Optimizing shaft pressure losses through computational fluid dynamics modelling

As a result of the rising electrical energy costs in South Africa, a method was sought to reduce the overall electrical consumption of typical shaft systems. A typical shaft configuration was analysed and the primary energy consumers were identified. The ventilation fans for this system were found to consume 15% of the total energy of the shaft system. It was calculated that more than 50% of this energy is consumed by the shaft itself, more specifically, by the pressure losses that occur in the shaft as the ventilation air passes through it. In order to ensure that the theory being used for the evaluation of these shaft systems is accurate, a total of five shafts were instrumented and the actual pressure losses over the shafts plotted against time. These shafts were then analysed from a theoretical perspective.
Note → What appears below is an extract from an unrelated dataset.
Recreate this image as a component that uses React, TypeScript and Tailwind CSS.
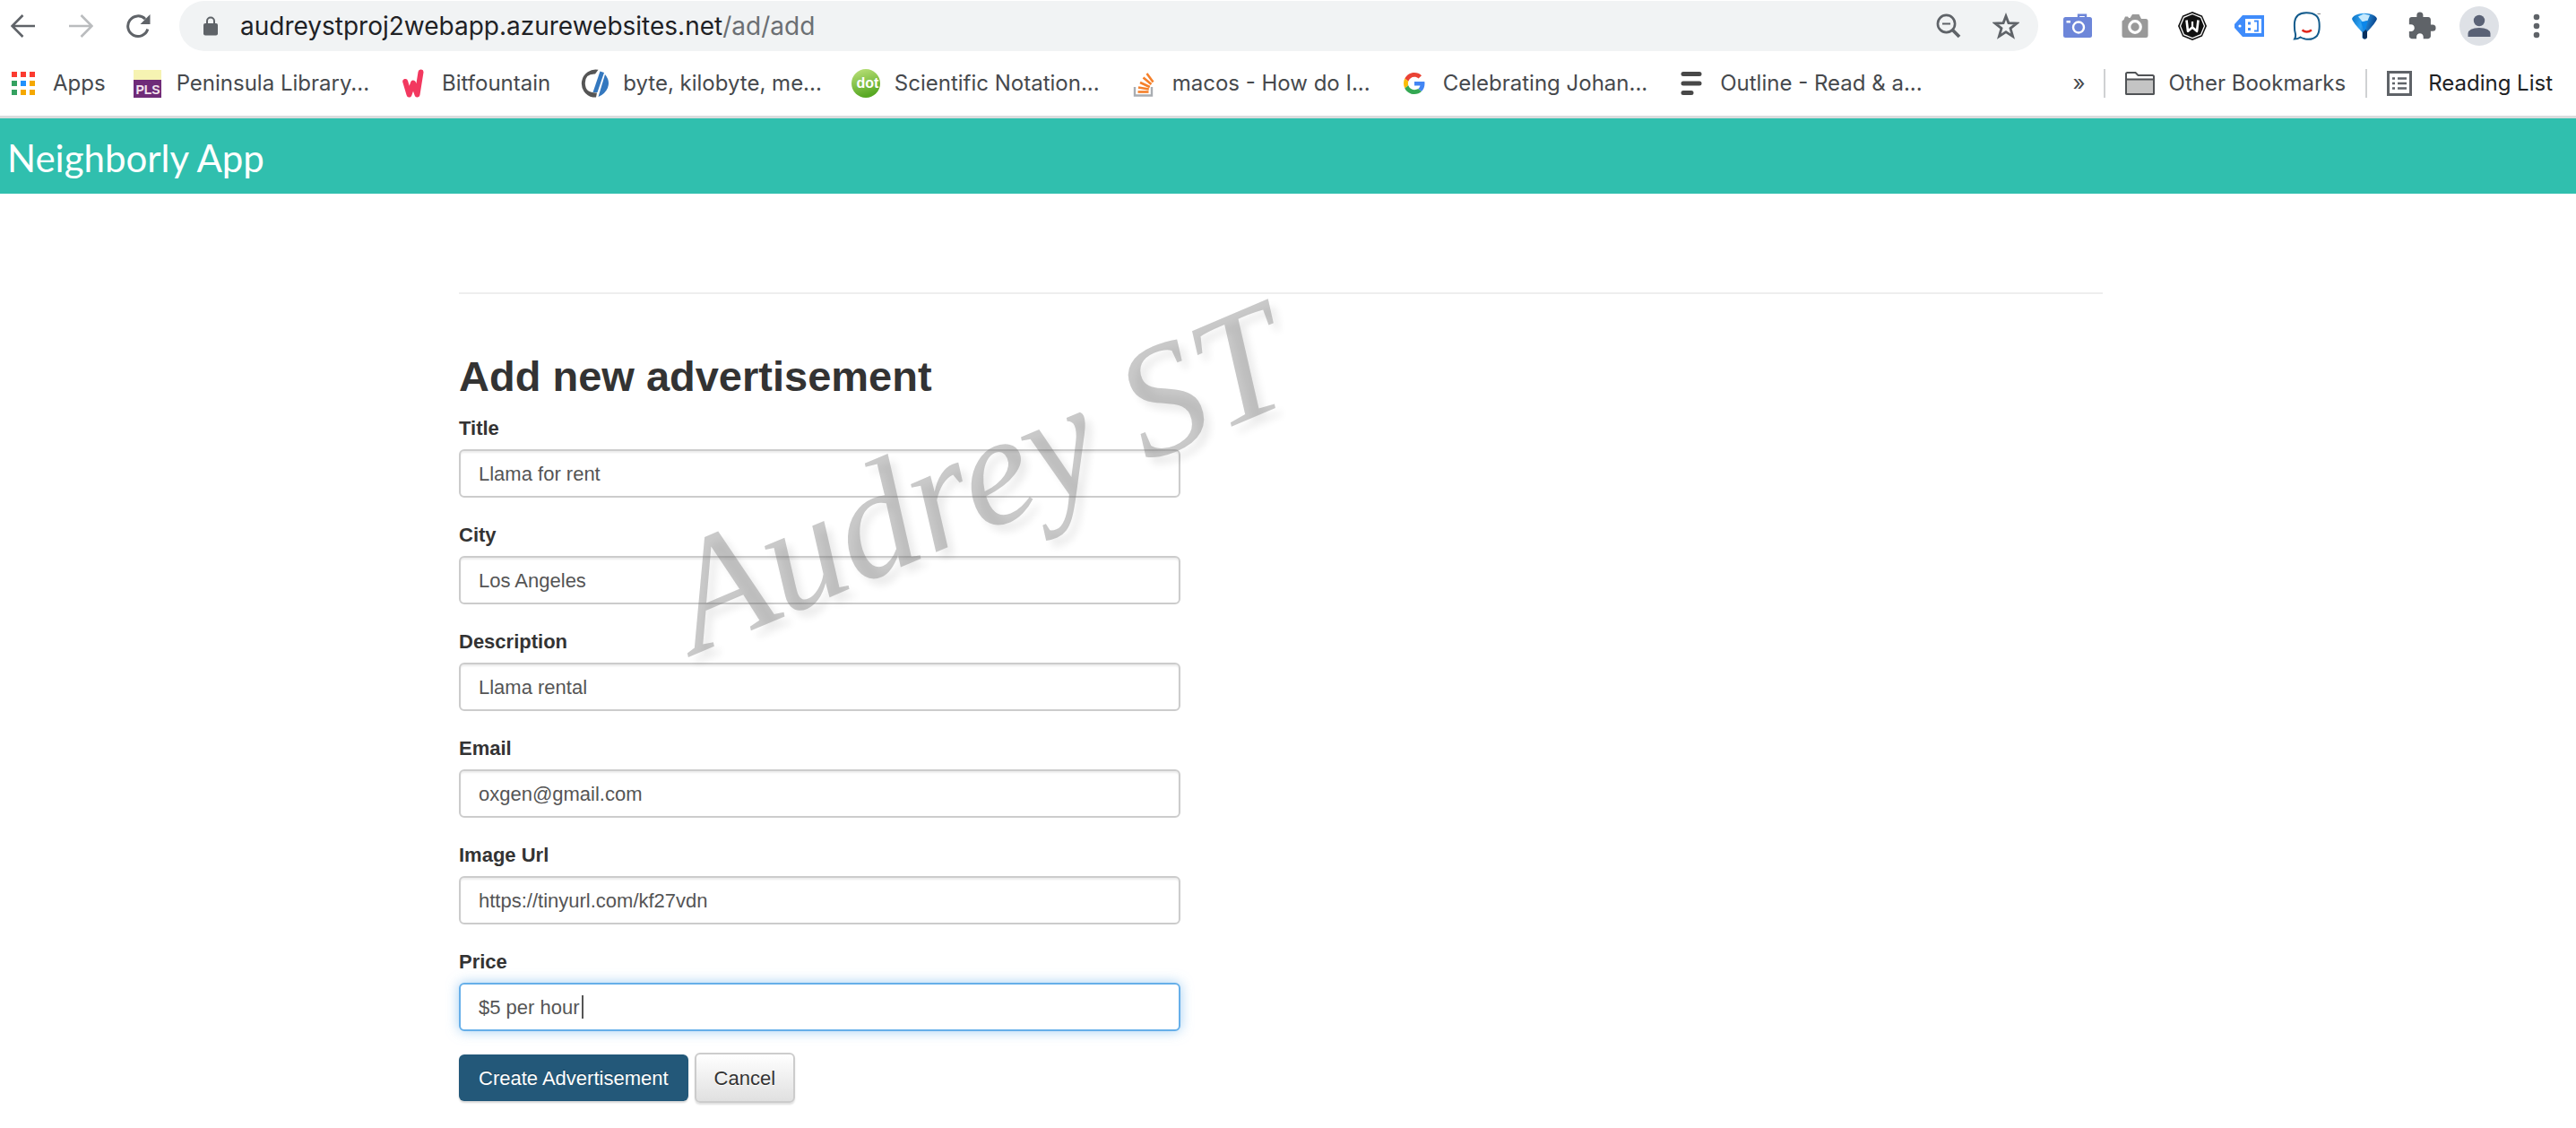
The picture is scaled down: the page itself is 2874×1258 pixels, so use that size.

Finally, in order to ensure a thorough understanding of the behaviour of the ventilation air in shaft systems, the systems were simulated using computational fluid dynamics (CFD) techniques. There were significant discrepancies between the theoretical analysis and the CFD simulation during the initial comparisons. This discrepancy lessened as the complexity of the CFD models increased, until when the complete shaft was modelled using the full bunton sets, the pipes, and the flanges, the difference between the theoretical evaluation and the CFD simulation was small. This result demonstrates that the theory is insufficient and that the interrelated effect of the buntons and fittings has not been fully appreciated by current theory. The final phase of the work presented here was to evaluate the cost-effectiveness of using different bunton shapes and shaft configurations. It is shown that the increase in the pressure losses and therefore the direct operating costs of the shaft can vary by as much as 80%, depending on the bunton configuration chosen. The placement of the piping in the shaft can increase the pressure losses, and therefore the direct operating costs of the shaft, by as much as 12%, depending on the placement of the piping in the shaft; this effect includes the use of flanges. The use of fairings on a large cage can reduce the resistance that the cage offers to the ventilation flow by as much as 30%. This, however, does not translate into a direct saving because as the cage moves through the shaft, the overall effect is transitory. These savings can be significant when the items highlighted in this work are applied correctly.